Topological Magnus responses in two and three dimensional systems

Recently, time-reversal symmetric but inversion broken systems with non-trivial Berry curvature in the presence of a built-in electric field have been proposed to exhibit a new type of linear Hall effect in ballistic regime, namely, the Magnus Hall effect. The transverse current here is caused by the Magnus velocity that is proportional to the built-in electric field allowing us to examine the Magnus Hall conductivity and Magnus Nernst conductivity with chemical potential. Starting with two-dimensional (2D) topological systems, we find that warping induced asymmetry in both the Fermi surface and Berry curvature can in general enhance the Magnus Hall response for monolayer graphene and surface states of topological insulator.

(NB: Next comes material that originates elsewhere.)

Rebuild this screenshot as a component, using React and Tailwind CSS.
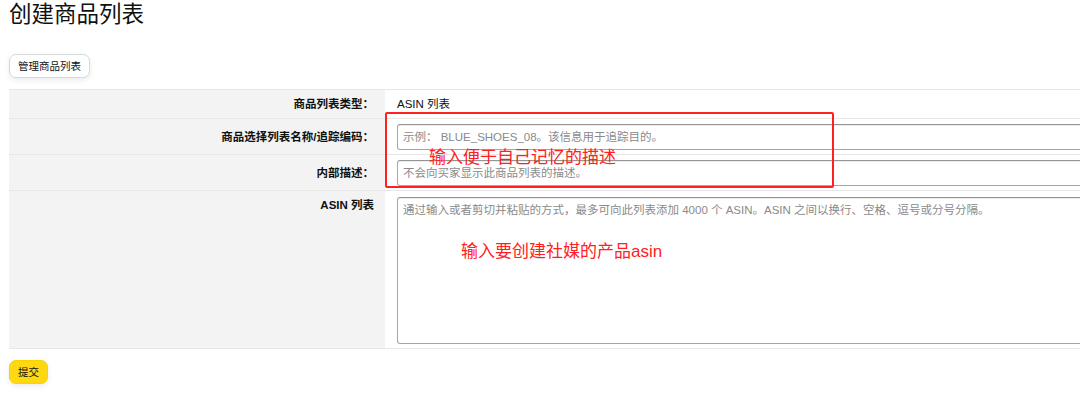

Interestingly, strain can change the Fermi surface character substantially that further results in distinct behavior of Magnus transport coefficients as we observe in bilayer graphene. Going beyond 2D systems, we also investigate the Magnus Hall and Nernst responses in three-dimensional multi-Weyl semimetals (mWSMs). Remarkably, Magnus responses can only survive for the tilted WSMs, and therefore can be measured as a tool to distinguish between the untilted and tilted WSMs in experiments. In addition, we find that the Magnus Hall responses get suppressed with increasing the non-linearity associated with the band touching around multi-Weyl node.